WRITTEN PROBLEM — Identify and copy all lines of the material where the string "styles" is found.

PROVIDED DATA —
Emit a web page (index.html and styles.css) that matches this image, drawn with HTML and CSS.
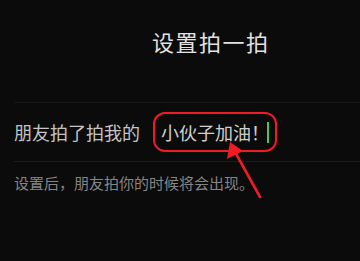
FILE: index.html
```html
<!DOCTYPE html>
<html lang="zh-CN">
<head>
<meta charset="UTF-8" />
<meta name="viewport" content="width=device-width, initial-scale=1.0"/>
<title>设置拍一拍</title>
<link rel="stylesheet" href="styles.css">
</head>
<body>
<header class="top-bar">
    <h1 class="title">设置拍一拍</h1>
</header>
<main>
    <div class="pat-row">
        <span class="pat-label">朋友拍了拍我的</span>
        <div class="pat-input">
            <span class="pat-text">小伙子加油！</span>
            <span class="cursor"></span>
        </div>
    </div>
    <p class="hint">设置后，朋友拍你的时候将会出现。</p>
</main>

<!-- 标注箭头 -->
<svg class="note-arrow" width="360" height="261" viewBox="0 0 360 261">
    <line x1="260" y1="197" x2="234" y2="150" stroke="#ee1c25" stroke-width="2.6" stroke-linecap="round"/>
    <polygon points="230,142 227,159 243,151" fill="#ee1c25"/>
</svg>
</body>
</html>
```

FILE: styles.css
```css
body {
    margin: 0;
    background: #0b0b0b;
    font-family: "Noto Sans CJK SC", "Noto Sans", sans-serif;
    width: 360px;
    height: 261px;
    overflow: hidden;
    position: relative;
}
.top-bar {
    height: 82px;
    display: flex;
    align-items: center;
    padding-left: 152px;
    box-sizing: border-box;
}
.title {
    margin: 0;
    font-size: 22px;
    font-weight: 400;
    letter-spacing: 1.5px;
    color: #e2e2e2;
}
main {
    padding-top: 20px;
}
.pat-row {
    margin-left: 14px;
    height: 60px;
    border-top: 1px solid #161616;
    border-bottom: 1px solid #1c1c1c;
    display: flex;
    align-items: center;
    box-sizing: border-box;
}
.pat-label {
    font-size: 18px;
    color: #c4c4c4;
    width: 139px;
}
.pat-input {
    width: 124px;
    height: 40px;
    box-sizing: border-box;
    border: 2.5px solid #ee1c25;
    border-radius: 12px;
    display: flex;
    align-items: center;
    padding-left: 6px;
}
.pat-text {
    font-size: 18px;
    color: #d0d0d0;
}
.cursor {
    width: 2px;
    height: 21px;
    background: #4fc35f;
    margin-left: -2px;
}
.hint {
    margin: 10px 0 0 14px;
    font-size: 15px;
    color: #858585;
}
.note-arrow {
    position: absolute;
    left: 0;
    top: 0;
}
```
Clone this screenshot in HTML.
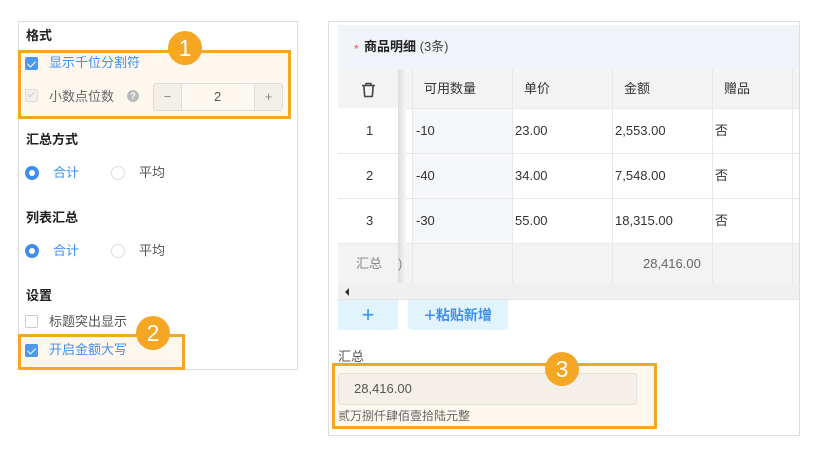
<!DOCTYPE html>
<html><head><meta charset="utf-8">
<style>
*{box-sizing:border-box;margin:0;padding:0}
body{width:819px;height:457px;background:#fff;position:relative;overflow:hidden;font-family:"Liberation Sans","Noto Sans CJK SC",sans-serif;font-size:13px;color:#333;line-height:16px}
.a{position:absolute}
.h{font-weight:bold;font-size:13px;color:#222}
.cb{position:absolute;width:13px;height:13px;border:1px solid #ccc;border-radius:2px;background:#fff}
.cb.on{background:#4a98f0;border-color:#4a98f0}
.cb.on::after{content:"";position:absolute;left:3px;top:1px;width:4px;height:7px;border:solid #fff;border-width:0 1.5px 1.5px 0;transform:rotate(45deg)}
.rd{position:absolute;width:14px;height:14px;border:1px solid #ddd;border-radius:50%;background:#fff}
.rd.on{border:4px solid #3d8ff0}
.blue{color:#3d8ff0}
.circ{position:absolute;width:34px;height:34px;border-radius:50%;background:#f5a623;color:#fff;font-size:23px;text-align:center;line-height:34px}
.obox{position:absolute;border:3px solid #f5a623;background:#fef7ee}
.cell{position:absolute;font-size:13px;color:#333;line-height:16px}
.vl{position:absolute;width:1px;background:#e8e8e8}
.hl{position:absolute;height:1px;background:#e8e8e8}
</style></head><body>
<!-- left panel -->
<div class="a" style="left:18px;top:21px;width:280px;height:349px;border:1px solid #ddd"></div>
<div class="a h" style="left:26px;top:28px">格式</div>
<div class="obox" style="left:18px;top:50px;width:273px;height:69px"></div>
<div class="cb on" style="left:25px;top:57px"></div>
<div class="a blue" style="left:49px;top:55px">显示千位分割符</div>
<div class="cb" style="left:25px;top:89px;background:#f3f0eb;border-color:#ddd"></div>
<div class="a" style="left:29px;top:90px;width:4px;height:7px;border:solid #ccc;border-width:0 1.5px 1.5px 0;transform:rotate(45deg)"></div>
<div class="a" style="left:49px;top:89px;color:#666">小数点位数</div>
<div class="a" style="left:127px;top:90px;width:12px;height:12px;border-radius:50%;background:#bbb;color:#fff;font-size:9px;text-align:center;line-height:12px;font-weight:bold">?</div>
<div class="a" style="left:153px;top:83px;width:130px;height:28px;border:1px solid #ddd;border-radius:3px;background:#fdf8f0"></div>
<div class="a" style="left:154px;top:84px;width:28px;height:26px;background:#f3efe9;border-right:1px solid #ddd;text-align:center;line-height:26px;color:#888">−</div>
<div class="a" style="left:254px;top:84px;width:28px;height:26px;background:#f3efe9;border-left:1px solid #ddd;text-align:center;line-height:26px;color:#888">+</div>
<div class="a" style="left:214px;top:89px;color:#555">2</div>
<div class="a h" style="left:26px;top:132px">汇总方式</div>
<div class="rd on" style="left:25px;top:166px"></div>
<div class="a blue" style="left:53px;top:165px">合计</div>
<div class="rd" style="left:111px;top:166px"></div>
<div class="a" style="left:139px;top:165px;color:#555">平均</div>
<div class="a h" style="left:26px;top:210px">列表汇总</div>
<div class="rd on" style="left:25px;top:244px"></div>
<div class="a blue" style="left:53px;top:243px">合计</div>
<div class="rd" style="left:111px;top:244px"></div>
<div class="a" style="left:139px;top:243px;color:#555">平均</div>
<div class="a h" style="left:26px;top:288px">设置</div>
<div class="cb" style="left:25px;top:315px"></div>
<div class="a" style="left:49px;top:314px;color:#555">标题突出显示</div>
<div class="obox" style="left:18px;top:334px;width:167px;height:36px"></div>
<div class="cb on" style="left:25px;top:344px"></div>
<div class="a blue" style="left:49px;top:342px">开启金额大写</div>
<div class="circ" style="left:168px;top:31px">1</div>
<div class="circ" style="left:136px;top:316px">2</div>

<!-- right panel -->
<div class="a" style="left:328px;top:21px;width:472px;height:415px;border:1px solid #ddd"></div>
<div class="a" style="left:338px;top:25px;width:461px;height:44px;background:#f0f3f8"></div>
<div class="a" style="left:354px;top:41px;color:#e55;font-size:12px">*</div>
<div class="a" style="left:364px;top:39px;font-weight:bold;color:#222">商品明细 <span style="font-weight:normal;color:#444">(3条)</span></div>
<!-- table -->
<div class="a" style="left:338px;top:69px;width:461px;height:39px;background:#f3f3f3"></div>
<div class="a" style="left:412px;top:108px;width:100px;height:135px;background:#f4f6fa"></div>
<div class="a" style="left:338px;top:243px;width:461px;height:40px;background:#f3f3f3"></div>
<div class="a" style="left:338px;top:283px;width:461px;height:17px;background:#f0f0f0;border-bottom:1px solid #e5e5e5"></div>
<div class="a" style="left:345px;top:288px;width:0;height:0;border-top:4px solid transparent;border-bottom:4px solid transparent;border-right:4px solid #333"></div>
<div class="hl" style="left:338px;top:108px;width:461px"></div>
<div class="hl" style="left:338px;top:153px;width:461px"></div>
<div class="hl" style="left:338px;top:198px;width:461px"></div>
<div class="hl" style="left:338px;top:243px;width:461px"></div>
<div class="vl" style="left:412px;top:69px;height:214px"></div>
<div class="vl" style="left:512px;top:69px;height:214px"></div>
<div class="vl" style="left:612px;top:69px;height:214px"></div>
<div class="vl" style="left:712px;top:69px;height:214px"></div>
<div class="vl" style="left:792px;top:69px;height:214px"></div>
<div class="a" style="left:398px;top:69px;width:8px;height:214px;background:linear-gradient(to right,#ddd,#f6f6f6)"></div>
<div class="a" style="left:338px;top:108px;width:60px;height:135px;background:#fff"></div>
<div class="hl" style="left:338px;top:153px;width:60px"></div>
<div class="hl" style="left:338px;top:198px;width:60px"></div>
<svg class="a" style="left:361px;top:82px" width="15" height="16" viewBox="0 0 15 16"><path d="M1 3.5h13M5 3.5V1.5h5v2M2.8 3.5l.9 11h7.6l.9-11" fill="none" stroke="#444" stroke-width="1.6" stroke-linejoin="round"/></svg>
<div class="cell" style="left:424px;top:81px">可用数量</div>
<div class="cell" style="left:524px;top:81px">单价</div>
<div class="cell" style="left:624px;top:81px">金额</div>
<div class="cell" style="left:724px;top:81px">赠品</div>
<div class="cell" style="left:366px;top:123px">1</div>
<div class="cell" style="left:366px;top:168px">2</div>
<div class="cell" style="left:366px;top:213px">3</div>
<div class="cell" style="left:416px;top:123px">-10</div>
<div class="cell" style="left:416px;top:168px">-40</div>
<div class="cell" style="left:416px;top:213px">-30</div>
<div class="cell" style="left:515px;top:123px">23.00</div>
<div class="cell" style="left:515px;top:168px">34.00</div>
<div class="cell" style="left:515px;top:213px">55.00</div>
<div class="cell" style="left:615px;top:123px">2,553.00</div>
<div class="cell" style="left:615px;top:168px">7,548.00</div>
<div class="cell" style="left:615px;top:213px">18,315.00</div>
<div class="cell" style="left:715px;top:123px">否</div>
<div class="cell" style="left:715px;top:168px">否</div>
<div class="cell" style="left:715px;top:213px">否</div>
<div class="cell" style="left:356px;top:256px;color:#888">汇总</div>
<div class="cell" style="left:398px;top:256px;color:#888">)</div>
<div class="cell" style="left:643px;top:256px;color:#666">28,416.00</div>
<!-- buttons -->
<div class="a" style="left:338px;top:300px;width:60px;height:30px;background:#e1f3fd;border-radius:0 0 3px 3px;text-align:center;color:#3d8ff0;font-size:22px;line-height:30px">+</div>
<div class="a" style="left:408px;top:300px;width:100px;height:30px;background:#e1f3fd;border-radius:0 0 3px 3px;text-align:center;color:#3d8ff0;font-size:14px;line-height:30px;font-weight:bold"><span style="font-size:20px;font-weight:normal;vertical-align:-2px">+</span>粘贴新增</div>
<div class="a" style="left:338px;top:349px;color:#555">汇总</div>
<div class="obox" style="left:332px;top:363px;width:325px;height:66px"></div>
<div class="a" style="left:338px;top:373px;width:299px;height:32px;background:#f4efe8;border:1px solid #e6e0d8;border-radius:3px"></div>
<div class="a" style="left:354px;top:381px;color:#555">28,416.00</div>
<div class="a" style="left:338px;top:408px;font-size:12px;color:#666">贰万捌仟肆佰壹拾陆元整</div>
<div class="circ" style="left:545px;top:352px">3</div>
</body></html>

WRITTEN ANSWER —
Emit a web page (index.html and styles.css) that matches this image, drawn with HTML and CSS.
<link rel="stylesheet" href="styles.css">
FILE: styles.css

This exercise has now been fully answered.